Pick $n$ points on a plane. Now perform a walk on this plane, starting from an arbitrary point, such that the distance between any two consecutive points of the walk strictly decreases. It is allowed to revisit an earlier point. What is the longest possible walk you can devise, measured by the number of steps taken?

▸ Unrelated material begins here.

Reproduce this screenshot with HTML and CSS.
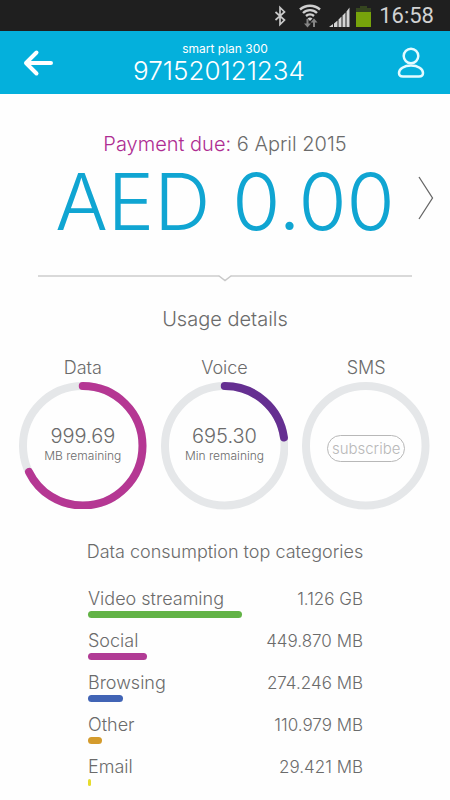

I think I have a lower bound at $3n / 2$. Consider a central point $C$ and two points $X$ and $Y$ on a line, such that $|CX| = 1$, $|XY| = 2/3$, $|YC| = 1/3$. Now scale down the line segments $CX$ and $CY$ by a factor 10, let's call the new points $X'$ and $Y'$. The path $C \to X \to Y \to C \to X' \to Y' \to C \to \dots$ satisfies the condition. This process of scaling can be repeated as many times as we want. In the resulting path, $C$ is revisited once for every 2 other points, for a total of about $n + (n-1)/2 + 1 \approx 3n/2$ steps in total.
I conjecture $2n$ is an upper bound, as it doesn't seem possible to revisit almost every point more than once, but I cannot prove it.
Your method can be adapted to achieve more steps than $3n/2$.
If we think of your $CXY$ configuration as 'standard', then construct the following series of such configurations:-
$$CXY, YCU, UYV, ...$$
Then adding each new point creates two further steps. In total we have $2n-3$ steps.